MINNEAPOLIS - Richard Pitino has said it consistently since before the start of the college basketball season: Nothing about this year is normal.
We try to normalize it, but Pitino and the Gophers are taking things day by day as they try to get through the season amid the COVID-19 pandemic. He described his daily drive from Edina to campus like going through a ghost town. His wife texted on a recent weekday morning, there was no traffic to speak of as she dropped off the family dog.
He got out of a practice this week and saw that Duke was playing Notre Dame on a weekday afternoon.
We’re still in weird times, and the latest example of that will come Thursday as Minnesota hosts Purdue. While a midweek game is normal, a 4 p.m. tipoff time is not. That’s normally a start time for a conference tournament, NCAA Tournament or weekend game for a sold out arena.
It doesn’t bother Pitino.
"When the game time switched I was like great, why not? What does it matter? Nobody is really going to work right now, everybody is working from home," Pitino said Wednesday. "I’d be bothered by it if we had fans, but we’re not going to have fans.

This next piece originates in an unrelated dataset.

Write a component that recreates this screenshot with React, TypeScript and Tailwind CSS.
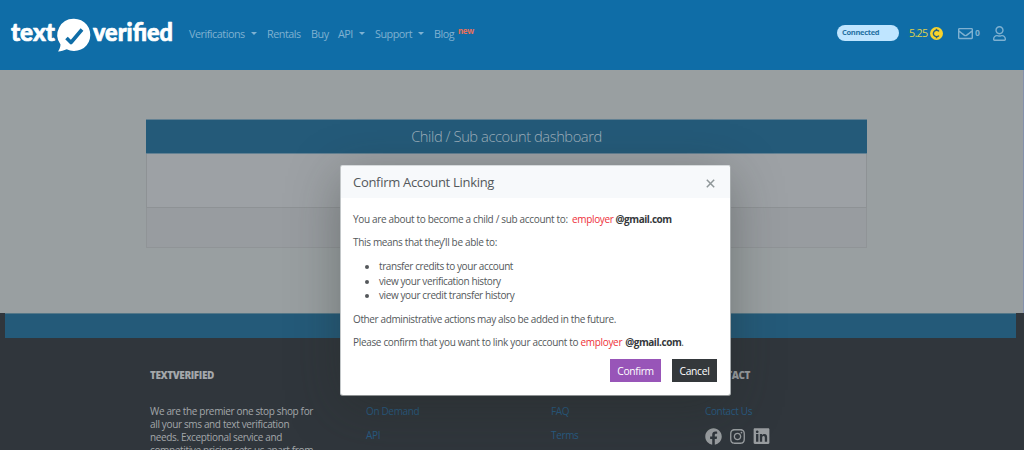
import React from "react";
import { FaFacebook, FaInstagram, FaLinkedin, FaRegEnvelope, FaRegUser } from "react-icons/fa";

function Logo() {
  return (
    <svg className="ml-[10px] h-[36px] w-[165px] shrink-0 overflow-visible" viewBox="0 0 165 36" fill="#fff">
      <g stroke="#fff" strokeWidth="0.7" strokeLinejoin="round" fontFamily="'Lato', sans-serif" fontWeight="900" fontSize="25">
        <text x="1" y="23" textLength="44" lengthAdjust="spacingAndGlyphs">text</text>
        <text x="83" y="23" textLength="80" lengthAdjust="spacingAndGlyphs">verified</text>
      </g>
      <path d="M64 0.700a16.200 16.200 0 1 1-7.300 30.600C54 32.500 51 33.300 48 33.500c1.400-2 2.400-4.300 2.500-7A16.200 16.200 0 0 1 64 .7Z" />
      <path d="m56.500 20 4.500 4.500L72 11.500" fill="none" stroke="#0f6da7" strokeWidth="3.600" strokeLinejoin="round" />
    </svg>
  );
}

function Caret() {
  return <span className="ml-[6px] mb-[2px] h-0 w-0 border-x-[3px] border-t-[3px] border-x-transparent border-t-current" />;
}

function NavLink({ label, caret = false, className }: { label: string; caret?: boolean; className: string }) {
  return (
    <a className={`flex shrink-0 items-center whitespace-nowrap ${className}`}>
      <span>{label}</span>
      {caret && <Caret />}
    </a>
  );
}

function Header() {
  return (
    <header className="flex h-[70px] items-start bg-[#0f6da7] pt-[18px] text-[#7fb1d1]">
      <Logo />
      <nav className="ml-[14px] mt-[8px] flex h-4 items-center text-[10.800px] tracking-[-0.480px]">
        <NavLink label="Verifications" caret className="w-[78px]" />
        <NavLink label="Rentals" className="w-[44px]" />
        <NavLink label="Buy" className="w-[27px]" />
        <NavLink label="API" caret className="w-[37px]" />
        <NavLink label="Support" caret className="w-[59px]" />
        <NavLink label="Blog" className="w-[24px]" />
        <span className="mb-[6px] text-[8px] font-bold leading-none tracking-[-0.400px] text-[#e8705a]">new</span>
      </nav>
      <div className="ml-auto mt-[7px] flex h-4 items-center">
        <span className="flex h-4 w-[62px] items-center rounded-full bg-[#bfe5ff] pl-[5px] text-[7.500px] font-bold tracking-[-0.300px] text-[#2672a3]">
          Connected
        </span>
        <span className="ml-[10px] w-[21px] text-[10.800px] tracking-[-0.700px] text-[#ddd04e]">5.25</span>
        <svg className="h-[13px] w-[13px]" viewBox="0 0 13 13">
          <circle cx="6.500" cy="6.500" r="6.500" fill="#f8d32c" />
          <path d="M9 4.400a3.200 3.200 0 1 0 0 4.200M6.500 1.800v2M6.500 9.200v2" fill="none" stroke="#28617f" strokeWidth="1.400" />
        </svg>
        <FaRegEnvelope className="ml-[15px] h-[15px] w-[15px]" />
        <span className="ml-[2px] w-[6px] text-[8.500px] font-bold">0</span>
        <FaRegUser className="ml-[12px] mr-[18px] h-[15px] w-[13px]" />
      </div>
    </header>
  );
}

function Dashboard() {
  return (
    <main className="h-[243px] border-r border-[#8490ab] bg-[#999fa1] pl-[146px] pt-[49px]">
      <section className="flex h-[129px] w-[721px] flex-col border-b border-[#909497]">
        <h1 className="flex h-[35px] items-center justify-center border-b border-t border-[#638193] bg-[#245a79] text-[14.700px] font-light tracking-[-0.430px] text-[#9fb0bc]">
          Child / Sub account dashboard
        </h1>
        <div className="h-[54px] border-x border-b border-[#8e9295] bg-[#9da1a5]" />
        <div className="flex-1 border-x border-[#909497] bg-[#989ca0]" />
      </section>
    </main>
  );
}

function FooterColumn({ title, links, className, children }: { title?: string; links: string[]; className?: string; children?: React.ReactNode }) {
  return (
    <div className={className}>
      <h2 className="h-[37px] font-extrabold leading-[14px] tracking-[-0.480px] text-[#9a9ea1]">{title}</h2>
      {links.map((link) => (
        <a key={link} className="block h-6 leading-[13px] text-[#285b82]">{link}</a>
      ))}
      {children}
    </div>
  );
}

function Footer() {
  return (
    <footer className="h-[137px] overflow-hidden bg-[#30363c] text-[10px] tracking-[-0.350px]">
      <div className="ml-[5px] mr-[8px] h-[25px] border-t border-[#547788] bg-[#245a79]" />
      <div className="flex pl-[150px] pt-[30px] text-[#a3a7aa]">
        <div className="w-[216px]">
          <h2 className="h-[37px] font-extrabold leading-[14px] tracking-[-0.420px]">TEXTVERIFIED</h2>
          <p className="whitespace-nowrap leading-[13px]">
            We are the premier one stop shop for<br />all your sms and text verification<br />needs. Exceptional service and<br />competitive pricing sets us apart from
          </p>
        </div>
        <FooterColumn links={["On Demand", "API"]} className="w-[185px]" />
        <FooterColumn links={["FAQ", "Terms"]} className="w-[154px]" />
        <FooterColumn title="CONTACT" links={["Contact Us"]}>
          <div className="-mt-[2px] flex h-[18px] items-center gap-[7px] text-[#999da0]">
            <FaFacebook className="h-[17px] w-[17px]" />
            <FaInstagram className="h-[17px] w-[17px]" />
            <FaLinkedin className="h-[18px] w-[17px]" />
          </div>
        </FooterColumn>
      </div>
    </footer>
  );
}

function Account({ className = "" }: { className?: string }) {
  return (
    <>
      <span className={`text-[#ee2f38] ${className}`}>employer</span>
      <b className="tracking-[-0.450px] text-[#35383b]">@gmail.com</b>
    </>
  );
}

function LinkDialog() {
  return (
    <div role="dialog" className="absolute left-[340px] top-[165px] h-[231px] w-[391px] overflow-hidden rounded-[3px] border border-b-[#8d9192] border-l-[#c3c7c9] border-r-[#a5aaac] border-t-[#d6dadc] bg-white text-[10px] tracking-[-0.330px] text-[#54585b]">
      <div className="flex h-[32px] items-center justify-between bg-[#f7f9fb] pl-3 pr-[15px] pt-[3px]">
        <h2 className="-mt-[2px] text-[13px] tracking-[-0.300px]">Confirm Account Linking</h2>
        <svg className="h-[9px] w-[9px]" viewBox="0 0 9 9" fill="none" stroke="#8f9799" strokeWidth="1.500">
          <path d="m.8.8 7.400 7.400M8.200.8.8 8.200" />
        </svg>
      </div>
      <div className="whitespace-nowrap pl-3 pr-[13px] pt-[14px] leading-[14.400px]">
        <p>You are about to become a child / sub account to: <Account className="mx-[2px]" /></p>
        <p className="mt-[9px]">This means that they’ll be able to:</p>
        <ul className="mt-[9.500px] list-disc pl-[26px] tracking-[-0.400px]">
          <li>transfer credits to your account</li>
          <li>view your verification history</li>
          <li>view your credit transfer history</li>
        </ul>
        <p className="mt-[9.500px] tracking-[-0.380px]">Other administrative actions may also be added in the future.</p>
        <p className="mt-[9px]">Please confirm that you want to link your account to <Account className="mr-[3px]" />.</p>
        <div className="mt-[9px] flex justify-end gap-[11px] text-white">
          <button className="h-[23px] w-[51px] bg-[#9855b8] pt-px text-[10.300px]">Confirm</button>
          <button className="h-[23px] w-[45px] bg-[#34383b] pt-px text-[10.300px]">Cancel</button>
        </div>
      </div>
    </div>
  );
}

export default function App() {
  return (
    <div className="relative h-[450px] w-[1024px] overflow-hidden font-['Open_Sans','Noto_Sans',sans-serif]">
      <Header />
      <Dashboard />
      <Footer />
      <div className="pointer-events-none absolute inset-x-0 bottom-0 top-[70px] overflow-hidden">
        <div className="absolute left-[340px] top-[95px] h-[231px] w-[390px] shadow-[0_11px_48px_rgba(35,40,35,0.35)]" />
      </div>
      <LinkDialog />
    </div>
  );
}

It’s way more of a unique year than I think anybody understands."
The Gophers have a 12-1 record at Williams Arena this season, and they put that to the test Thursday night against the Boilermakers. The two teams met two weeks ago, and Minnesota led a big opportunity for a road win slip away.
Leading by 14 early and 35-30 at the half, Purdue won the second half 51-27 and manhandled the Gophers in an 81-loss. It was part of a three-game losing streak as the Gophers are now 0-6 on the road this season. They get a chance for payback on Thursday.
"The big thing was we played very good basketball for 20 minutes. We’ve got to play that way for 40 minutes, just don’t let them wear us down. Just embrace that toughness that comes with this league, and that Purdue embraces," forward Eric Curry said.
The biggest numbers from that loss? The Gophers were out-rebounded 44-27, allowed 26 points in the paint, 21 second chance points and 14 points off 11 turnovers.
"We gave away 30-plus points on offensive rebounds and turnovers. You cut down on those, I think it’s a much different game," Pitino said. "We’ve got to do a better job of being ready for that this time around."
The Gophers are at ninth in the Big Ten at 5-7, and a quality win over Purdue would boost their NCAA Tournament resume. Curry says there is no panic after Minnesota snapped a three-game skid Monday night after beating Nebraska. His freshman year, the Gophers started 0-5 in the Big Ten before going on a February run and going dancing.
A win Thursday could do a lot for their confidence.
"It can be the start of something special. It can be one of those types of turnaround seasons for us. Just spark something up going into tournament time,’ Curry said.
The Gophers are 12-7 overall, and there’s not a single NCAA Tournament projection that has them out of the Big Dance. But there’s still work to do, with home games left against Purdue, Illinois, Northwestern and Rutgers. They have road games left at Maryland, Indiana, Penn State and maybe Nebraska.
The consensus is they need to get to 17 wins to get to the Big Ten Tournament, switched this year from Chicago to Indianapolis due to COVID-19, without sweating an NCAA bid. It’s time to put the foot on the gas.
"This is a crucial time and they call it the dog days of the season, this January-February period. I think we’ve been handling it well. We obviously have been going through some adversity, but it’s all about how you bounce back," Jamal Mashburn Jr. said.